Today, the job market—and expectations for managers—have shifted. The end of ZIRP and the accelerating promise of AI are causing many leaders to reassess these roles. Many companies are trimming middle management layers and questioning their ROI. They’re not just looking for team builders anymore—they want player-coaches: leaders who can offer architectural guidance, maybe even ship a feature, and still grow and lead high-performing teams.

It’s an exciting moment—and a disorienting one. For those of us who’ve spent the last few years going deep on people leadership, who’ve built cultures of trust, ownership, and excellence—it’s a confusing time. I haven’t built a full-stack feature in more than five years. But I’ve built teams that can tackle any problem you throw at them. I’ve shaped careers, scaled processes, and stewarded complex, high-impact projects to successful conclusions. That work still matters, but it’s not what companies seem to be prioritizing now.

At the same time, I see a huge opportunity.

If you’re a senior IC with strong technical skills and a deep sense of team, this might be your moment. The “player-coach” model privileges your exact mix of strengths. You don’t have to abandon your technical chops; you just have to grow your leadership presence around them.

This shift doesn’t eliminate the need for middle management—but it does reshape it. Line management is getting closer to the technical work, often embodied in roles like tech lead managers who flex between execution and enablement. Meanwhile, senior managers and directors aren’t disappearing; their work is evolving. It’s less about individual performance oversight and more about coaching emerging leaders, managing portfolios of projects, and crafting environments where high-trust, high-output, autonomous teams can thrive. Leadership is getting less layered, but more distributed.

AI tools are also changing the shape of the work. With coding assistants, the gap between maker time and manager time is narrowing. What used to require long, uninterrupted stretches of focus might now happen in shorter, more flexible bursts. It doesn’t erase the need for deep work, but it’s possible that the next generation of engineering leaders won’t have to choose between building and leading—they’ll do both, fluidly.

I’m not shipping production code these days—that’s not where I bring the most value. But I see how the landscape is shifting, and I’m interested in how we grow leadership that spans both worlds. I’ve spent years doing the work of building high-performing teams, and I’ll keep doing it in whatever form the future of leadership demands.

If you’re stepping into management for the first time, or rethinking your role in it, the core of the job remains the same: focus efforts, earn trust, remove friction, and build systems where people can do their best work together and over time.

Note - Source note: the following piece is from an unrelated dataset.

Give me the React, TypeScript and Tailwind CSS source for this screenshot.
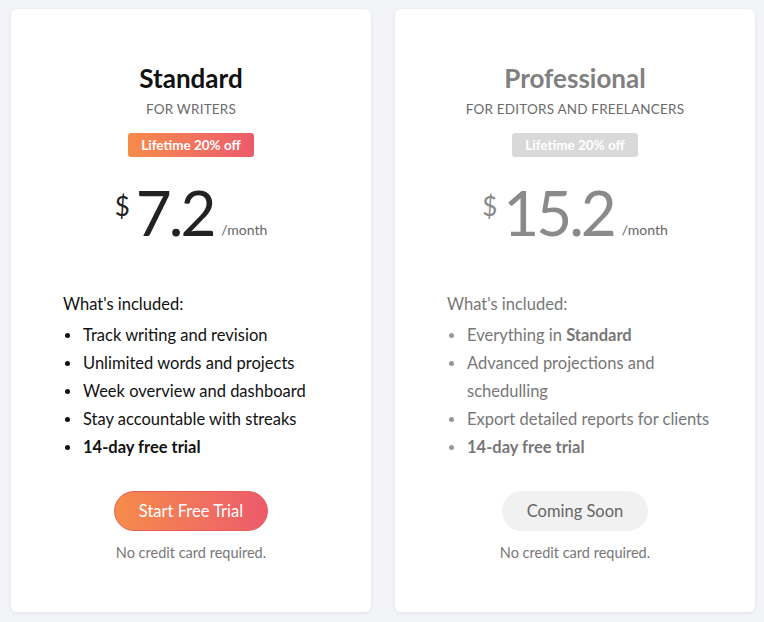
import React from 'react'

type Feature = { text: React.ReactNode; bold?: boolean }

type Plan = {
  name: string
  audience: string
  price: string
  features: Feature[]
  action: string
  active: boolean
}

const plans: Plan[] = [
  {
    name: 'Standard',
    audience: 'FOR WRITERS',
    price: '7.2',
    features: [
      { text: 'Track writing and revision' },
      { text: 'Unlimited words and projects' },
      { text: 'Week overview and dashboard' },
      { text: 'Stay accountable with streaks' },
      { text: '14-day free trial', bold: true },
    ],
    action: 'Start Free Trial',
    active: true,
  },
  {
    name: 'Professional',
    audience: 'FOR EDITORS AND FREELANCERS',
    price: '15.2',
    features: [
      {
        text: (
          <>
            Everything in <span className="font-bold">Standard</span>
          </>
        ),
      },
      { text: 'Advanced projections and schedulling' },
      { text: 'Export detailed reports for clients' },
      { text: '14-day free trial', bold: true },
    ],
    action: 'Coming Soon',
    active: false,
  },
]

const PlanCard: React.FC<{ plan: Plan }> = ({ plan }) => {
  const { active } = plan
  return (
    <div className="h-[603px] rounded-md bg-white shadow-[0_1px_4px_rgba(0,0,0,0.08)] flex flex-col items-center pt-[54px]">
      <h2 className={`text-[26px] leading-[30px] font-bold ${active ? 'text-[#111]' : 'text-[#808080]'}`}>
        {plan.name}
      </h2>
      <p className="mt-[6px] text-[13.5px] leading-[20px] text-[#6b6b6b] tracking-[0.2px]">{plan.audience}</p>
      <span
        className={`mt-[14px] h-[24px] w-[126px] rounded-[3px] flex items-center justify-center text-[13.5px] font-bold text-white ${
          active ? 'bg-gradient-to-r from-[#f68b48] to-[#ed5a6b]' : 'bg-[#d9d9d9]'
        }`}
      >
        Lifetime 20% off
      </span>
      <div className={`mt-[27px] flex items-start ${active ? 'text-[#222]' : 'text-[#8a8a8a]'}`}>
        <span className="text-[26px] leading-[24px] mt-[10px] mr-[6px]">$</span>
        <span className="text-[62px] leading-[56px] tracking-[-3px]">{plan.price}</span>
        <span className="ml-[8px] mt-[37px] text-[14px] leading-[18px] text-[#666]">/month</span>
      </div>

      <div className={`mt-[52px] self-stretch pl-[52px] pr-[40px] text-[16.5px] ${active ? 'text-[#111]' : 'text-[#777]'}`}>
        <p className="leading-[24px]">What's included:</p>
        <ul className="mt-[5px]">
          {plan.features.map((f, i) => (
            <li key={i} className="flex leading-[28px]">
              <span className={`mt-[12px] ml-[2px] mr-[13px] h-[5px] w-[5px] shrink-0 rounded-full ${active ? 'bg-[#111]' : 'bg-[#999]'}`} />
              <span className={f.bold ? 'font-bold' : ''}>{f.text}</span>
            </li>
          ))}
        </ul>
      </div>

      <button
        className={`mt-[30px] h-[40px] rounded-full text-[16.5px] ${
          active
            ? 'w-[154px] bg-gradient-to-r from-[#f68b48] to-[#ed5a6b] text-white border border-[#e8605a]'
            : 'w-[146px] bg-[#f1f1f1] text-[#666]'
        }`}
      >
        {plan.action}
      </button>
      <p className="mt-[12px] text-[14.5px] leading-[20px] text-[#777]">No credit card required.</p>
    </div>
  )
}

export default function App() {
  return (
    <div
      className="min-h-[622px] bg-[#f3f4f8] pl-[11px] pr-[9px] pt-[9px] grid grid-cols-2 gap-6 content-start"
      style={{ fontFamily: 'Lato, "Noto Sans", sans-serif' }}
    >
      {plans.map((p) => (
        <PlanCard key={p.name} plan={p} />
      ))}
    </div>
  )
}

This moment doesn’t call for reinvention but integration. The fundamentals of leadership still hold. What’s shifting is the shape of the role. That might look like smaller teams led by tech lead managers, staying close to the work while enabling others. For senior leaders, it’s a move toward coaching, systems thinking, and environment design. Less managing performance, more amplifying clarity, trust, and momentum across teams.

If you can do that, you’re not just responding to change. You’re shaping what comes next.